Kathmandu: All 14 passengers, including six foreigners, aboard a private aircraft were killed as the plane crashed near Kathmandu on Tuesday.
The flight by domestic airline Agni Air headed towards northern Nepal was carrying 11 passengers, including four American women, an Irish and a Japanese tourist, and three Nepali crew members.
Gyan Kumar Thakur, an eyewitness in Shikharpur village where the crash occurred around 7.30 a.m., said the aircraft was in flames when it crash-landed near a school, breaking into pieces and scattering bodies and belongings of the passengers.
“The site is difficult to reach due to incessant rain last night,” Thakur said.
“Villagers are guarding the bodies as rescue teams are held up by bad weather and fog. Passports and other papers were found scattered along with plane parts,” he said.
The three crew members have been identified as Captain Laxmi Prakash Vikram Shah, co-pilot Sophia Singh and air hostess Lucky Sherpa.
The Japanese was identified as Y. Hayashi while the four Americans are L. Caldoso, H. Finch, K. Fallon and I. Shekhet.

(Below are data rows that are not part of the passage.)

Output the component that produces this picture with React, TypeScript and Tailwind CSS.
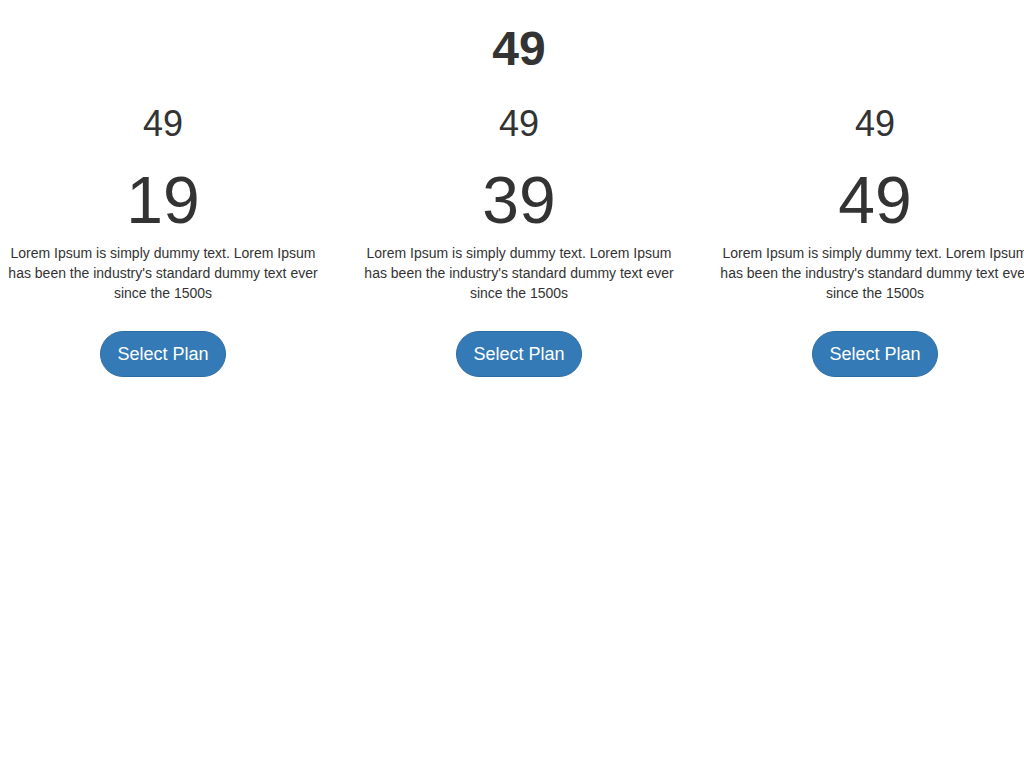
import React from "react";

const plans = [{ price: "19" }, { price: "39" }, { price: "49" }];

const PlanColumn = ({ price }: { price: string }) => {
  return (
    <div className="w-[356px] shrink-0 px-[15px] text-center">
      <h2 className="mt-[33px] text-[36px] leading-[36px] font-medium">49</h2>
      <h1 className="mt-[25px] text-[66px] leading-[66px]">{price}</h1>
      <p className="mt-[10px] text-[14px] leading-[20px]">
        Lorem Ipsum is simply dummy text. Lorem Ipsum has been the industry's
        standard dummy text ever since the 1500s
      </p>
      <button className="mt-[28px] rounded-full border border-[#2e6da4] bg-[#337ab7] px-[16px] py-[10px] text-[18px] leading-6 text-white">
        Select Plan
      </button>
    </div>
  );
};

const App = () => {
  return (
    <div
      className="h-[768px] w-full overflow-hidden bg-white text-[#333]"
      style={{ fontFamily: '"Liberation Sans", Arial, sans-serif' }}
    >
      <div className="-ml-[15px] w-[1068px]">
        <h1 className="pt-[25px] text-center text-[48px] leading-[48px] font-semibold">
          49
        </h1>
        <div className="flex">
          {plans.map((p, i) => (
            <PlanColumn key={i} price={p.price} />
          ))}
        </div>
      </div>
    </div>
  );
};

export default App;
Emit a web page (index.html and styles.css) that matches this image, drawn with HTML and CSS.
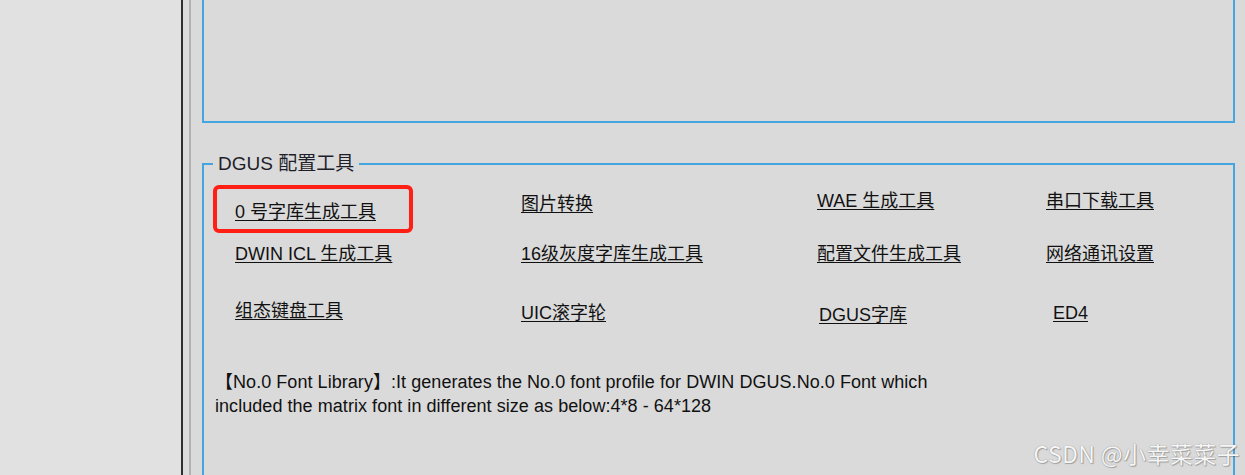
FILE: index.html
```html
<!DOCTYPE html>
<html lang="zh-CN">
<head>
<meta charset="utf-8">
<title>DGUS 配置工具</title>
<link rel="stylesheet" href="styles.css">
</head>
<body>
<div class="window">
  <aside class="sidebar"></aside>
  <div class="splitter"></div>
  <div class="gutter"></div>
  <main class="content">
    <section class="panel-top"></section>
    <fieldset class="group">
      <legend class="group-title">DGUS 配置工具</legend>
      <div class="tools">
        <div class="highlight"><a class="link" href="#">0 号字库生成工具</a></div>
        <a class="link drop-7" href="#">图片转换</a>
        <a class="link drop-4" href="#">WAE 生成工具</a>
        <a class="link drop-4" href="#">串口下载工具</a>

        <a class="link first" href="#">DWIN ICL 生成工具</a>
        <a class="link" href="#">16级灰度字库生成工具</a>
        <a class="link" href="#">配置文件生成工具</a>
        <a class="link" href="#">网络通讯设置</a>

        <a class="link first" href="#">组态键盘工具</a>
        <a class="link drop-2" href="#">UIC滚字轮</a>
        <a class="link drop-4 shift-2" href="#">DGUS字库</a>
        <a class="link drop-2 shift-7" href="#">ED4</a>
      </div>
      <p class="description">【No.0 Font Library】:It generates the No.0 font profile for DWIN DGUS.No.0 Font which<br>included the matrix font in different size as below:4*8 - 64*128</p>
    </fieldset>
  </main>
  <div class="watermark">CSDN @小幸菜菜子</div>
</div>
</body>
</html>
```
FILE: styles.css
```css
html, body {
  margin: 0;
  padding: 0;
}
body {
  width: 1245px;
  height: 475px;
  overflow: hidden;
  background: #dadada;
  font-family: "Liberation Sans", "Noto Sans CJK SC", sans-serif;
  color: #111;
}
.window {
  position: relative;
  display: flex;
  width: 1245px;
  height: 475px;
}
.sidebar {
  width: 181px;
  background: #e1e1e1;
}
.splitter {
  width: 2px;
  background: #2e2e2e;
}
.gutter {
  width: 6px;
  background: #dcdcdc;
  border-right: 2px solid #b2b2b2;
}
.content {
  flex: 1;
  display: flex;
  flex-direction: column;
  padding: 0 10px 0 11px;
  min-width: 0;
}
.panel-top {
  height: 123px;
  box-sizing: border-box;
  border: 2px solid #45a5e0;
  border-top: none;
}
.group {
  margin: 31px 0 0 0;
  padding: 0 0 0 9px;
  border: 2px solid #45a5e0;
  border-bottom: none;
  flex: 1;
  min-width: 0;
}
.group-title {
  padding: 0 5px;
  font-size: 19px;
  line-height: 20px;
  color: #1e1e2a;
}
.tools {
  margin-top: 11px;
  display: grid;
  grid-template-columns: 308px 296px 229px 1fr;
  grid-template-rows: 57px 57px auto;
  align-items: start;
  justify-items: start;
}
.link {
  font-size: 18px;
  line-height: 24px;
  color: #111;
  text-decoration: underline;
  text-underline-offset: 2px;
  white-space: nowrap;
}
.first {
  margin-left: 22px;
}
.highlight {
  width: 200px;
  height: 48px;
  box-sizing: border-box;
  border: 4px solid #ff1f14;
  border-radius: 6px;
  padding: 11px 0 0 18px;
}
.drop-2 { margin-top: 2px; }
.drop-4 { margin-top: 4px; }
.drop-7 { margin-top: 7px; }
.shift-2 { margin-left: 2px; }
.shift-7 { margin-left: 7px; }
.description {
  margin: 43px 0 0 2px;
  font-size: 18px;
  line-height: 24px;
  letter-spacing: 0.05px;
  color: #111;
}
.watermark {
  position: absolute;
  right: 5px;
  bottom: 9px;
  font-family: "Noto Sans CJK SC", sans-serif;
  font-size: 23px;
  line-height: 26px;
  letter-spacing: 0.4px;
  color: #f6f6f6;
  text-shadow: 0 0 1px #7a7a7a, 1px 1px 1px rgba(0,0,0,0.25);
}
```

The Irish tourist was identified as Jeremy.
Of the five Nepali passengers who died in the crash, three were identified as Pemba Sherpa, Ishwar Rizal and Prakash Omgai.
Police spokesperson Bigyan Raj Sharma said the aircraft was headed for Lukla in northern Nepal, considered the gateway to Mt Everest.
However, bad weather due to a raging monsoon prevented the aircraft from landing at the airport named after Sir Edmund Hillary and Tenzing Norgay Sherpa, forcing it to come back towards Kathmandu.
Nepal’s official media said the pilot had reported that the engine generator had failed. On the way to the capital, the aircraft crashed in Makwanpur district, close to Kathmandu valley.
But despite the proximity to the capital, lack of motorable roads and inclement weather prevented rescue teams, including an army helicopter carrying doctors, from reaching the crash site for hours.
This is the second major air disaster in Nepal in two years. Bad weather, pilot error, difficult terrain, bad local airports and technical failures are the main causes.
Most of the crashes occur in monsoon. In 2008, a domestic airline crashed in the Everest region, killing 24 people, including 12 German tourists, a Nepali minister and his wife and noted conservationists.
The crash comes at a time when Nepal is celebrating the entry of a Nepali airline to Bhutan, the first international airline to start flights to the Buddhist kingdom.
It also clouds efforts to celebrate 2011 as a tourism year targeted to bring in 1 million tourists.